Exercise objective ▸
Repeat every line exactly, keeping the pictures out of the copy.
==============================
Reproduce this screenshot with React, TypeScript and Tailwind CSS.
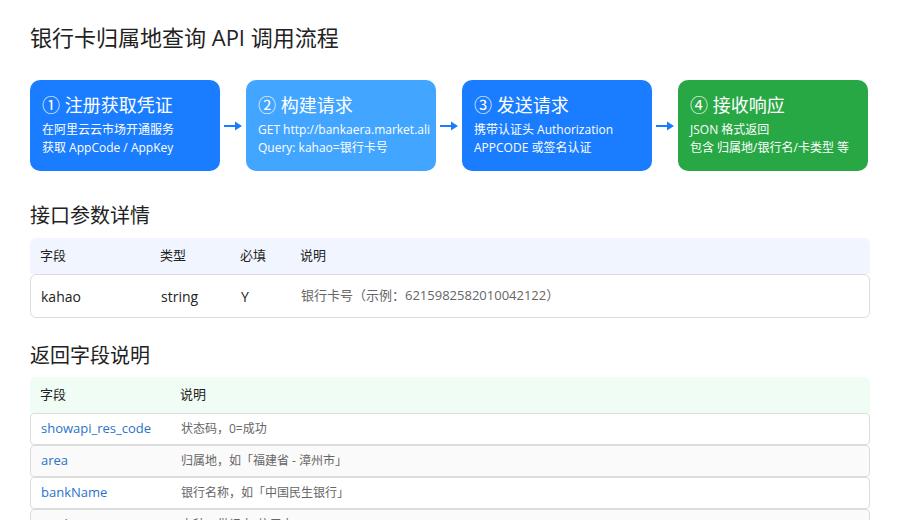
const FONT = { fontFamily: '"Open Sans", "Noto Sans CJK SC", sans-serif' };

const steps = [
  { title: '① 注册获取凭证', lines: ['在阿里云云市场开通服务', '获取 AppCode / AppKey'], bg: 'bg-[#1a7cff]' },
  { title: '② 构建请求', lines: ['GET http://bankaera.market.ali', 'Query: kahao=银行卡号'], bg: 'bg-[#42a5ff]' },
  { title: '③ 发送请求', lines: ['携带认证头 Authorization', 'APPCODE 或签名认证'], bg: 'bg-[#1a7cff]' },
  { title: '④ 接收响应', lines: ['JSON 格式返回', '包含 归属地/银行名/卡类型 等'], bg: 'bg-[#28a745]' },
];

const fields = [
  ['showapi_res_code', '状态码，0=成功'],
  ['area', '归属地，如「福建省 - 漳州市」'],
  ['bankName', '银行名称，如「中国民生银行」'],
  ['cardType', '卡种，借记卡/信用卡'],
];

function Arrow() {
  return (
    <svg width="26" height="12" viewBox="0 0 26 12" className="shrink-0">
      <line x1="4" y1="6" x2="16" y2="6" stroke="#1a7cff" strokeWidth="2" />
      <path d="M15 1.5 L22 6 L15 10.5 Z" fill="#1a7cff" />
    </svg>
  );
}

export default function App() {
  return (
    <div className="w-[900px] h-[520px] overflow-hidden bg-white px-[30px] pt-[22px] text-[#222]" style={FONT}>
      <h1 className="text-[22px] leading-[30px]">银行卡归属地查询 API 调用流程</h1>

      <div className="flex items-center mt-[28px]">
        {steps.map((s, i) => (
          <div key={i} className="flex items-center">
            {i > 0 && <Arrow />}
            <div className={`${s.bg} w-[190px] h-[91px] rounded-[10px] text-white px-[12px] pt-[12px] overflow-hidden whitespace-nowrap`}>
              <div className="text-[18px] leading-[26px]">{s.title}</div>
              <div className="text-[12px] leading-[18px] mt-[3px]">{s.lines[0]}</div>
              <div className="text-[12px] leading-[18px]">{s.lines[1]}</div>
            </div>
          </div>
        ))}
      </div>

      <h2 className="text-[20px] leading-[28px] mt-[31px]">接口参数详情</h2>
      <div className="mt-[8px] text-[13px]">
        <div className="flex items-center h-[36px] bg-[#f0f5ff] rounded-t-[6px] px-[10px]">
          <span className="w-[120px]">字段</span>
          <span className="w-[80px]">类型</span>
          <span className="w-[60px]">必填</span>
          <span>说明</span>
        </div>
        <div className="flex items-center h-[44px] border border-[#dcdcdc] rounded-[6px] px-[10px] text-[14px]">
          <span className="w-[120px]">kahao</span>
          <span className="w-[80px]">string</span>
          <span className="w-[60px]">Y</span>
          <span className="text-[13px] text-[#666]">银行卡号（示例：6215982582010042122）</span>
        </div>
      </div>

      <h2 className="text-[20px] leading-[28px] mt-[24px]">返回字段说明</h2>
      <div className="mt-[7px] text-[13px]">
        <div className="flex items-center h-[36px] bg-[#f0fdf4] rounded-t-[6px] px-[10px]">
          <span className="w-[140px]">字段</span>
          <span>说明</span>
        </div>
        {fields.map(([k, v], i) => (
          <div key={k} className={`flex items-center h-[32px] border border-[#dcdcdc] rounded-[4px] px-[10px] ${i % 2 ? 'bg-[#fafafa]' : 'bg-white'}`}>
            <span className="w-[140px] text-[#2a72c9]">{k}</span>
            <span className="text-[#666] text-[12px]">{v}</span>
          </div>
        ))}
      </div>
    </div>
  );
}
==============================
The result ▸
Reproduce this screenshot with React, TypeScript and Tailwind CSS.
const FONT = { fontFamily: '"Open Sans", "Noto Sans CJK SC", sans-serif' };

const steps = [
  { title: '① 注册获取凭证', lines: ['在阿里云云市场开通服务', '获取 AppCode / AppKey'], bg: 'bg-[#1a7cff]' },
  { title: '② 构建请求', lines: ['GET http://bankaera.market.ali', 'Query: kahao=银行卡号'], bg: 'bg-[#42a5ff]' },
  { title: '③ 发送请求', lines: ['携带认证头 Authorization', 'APPCODE 或签名认证'], bg: 'bg-[#1a7cff]' },
  { title: '④ 接收响应', lines: ['JSON 格式返回', '包含 归属地/银行名/卡类型 等'], bg: 'bg-[#28a745]' },
];

const fields = [
  ['showapi_res_code', '状态码，0=成功'],
  ['area', '归属地，如「福建省 - 漳州市」'],
  ['bankName', '银行名称，如「中国民生银行」'],
  ['cardType', '卡种，借记卡/信用卡'],
];

function Arrow() {
  return (
    <svg width="26" height="12" viewBox="0 0 26 12" className="shrink-0">
      <line x1="4" y1="6" x2="16" y2="6" stroke="#1a7cff" strokeWidth="2" />
      <path d="M15 1.5 L22 6 L15 10.5 Z" fill="#1a7cff" />
    </svg>
  );
}

export default function App() {
  return (
    <div className="w-[900px] h-[520px] overflow-hidden bg-white px-[30px] pt-[22px] text-[#222]" style={FONT}>
      <h1 className="text-[22px] leading-[30px]">银行卡归属地查询 API 调用流程</h1>

      <div className="flex items-center mt-[28px]">
        {steps.map((s, i) => (
          <div key={i} className="flex items-center">
            {i > 0 && <Arrow />}
            <div className={`${s.bg} w-[190px] h-[91px] rounded-[10px] text-white px-[12px] pt-[12px] overflow-hidden whitespace-nowrap`}>
              <div className="text-[18px] leading-[26px]">{s.title}</div>
              <div className="text-[12px] leading-[18px] mt-[3px]">{s.lines[0]}</div>
              <div className="text-[12px] leading-[18px]">{s.lines[1]}</div>
            </div>
          </div>
        ))}
      </div>

      <h2 className="text-[20px] leading-[28px] mt-[31px]">接口参数详情</h2>
      <div className="mt-[8px] text-[13px]">
        <div className="flex items-center h-[36px] bg-[#f0f5ff] rounded-t-[6px] px-[10px]">
          <span className="w-[120px]">字段</span>
          <span className="w-[80px]">类型</span>
          <span className="w-[60px]">必填</span>
          <span>说明</span>
        </div>
        <div className="flex items-center h-[44px] border border-[#dcdcdc] rounded-[6px] px-[10px] text-[14px]">
          <span className="w-[120px]">kahao</span>
          <span className="w-[80px]">string</span>
          <span className="w-[60px]">Y</span>
          <span className="text-[13px] text-[#666]">银行卡号（示例：6215982582010042122）</span>
        </div>
      </div>

      <h2 className="text-[20px] leading-[28px] mt-[24px]">返回字段说明</h2>
      <div className="mt-[7px] text-[13px]">
        <div className="flex items-center h-[36px] bg-[#f0fdf4] rounded-t-[6px] px-[10px]">
          <span className="w-[140px]">字段</span>
          <span>说明</span>
        </div>
        {fields.map(([k, v], i) => (
          <div key={k} className={`flex items-center h-[32px] border border-[#dcdcdc] rounded-[4px] px-[10px] ${i % 2 ? 'bg-[#fafafa]' : 'bg-white'}`}>
            <span className="w-[140px] text-[#2a72c9]">{k}</span>
            <span className="text-[#666] text-[12px]">{v}</span>
          </div>
        ))}
      </div>
    </div>
  );
}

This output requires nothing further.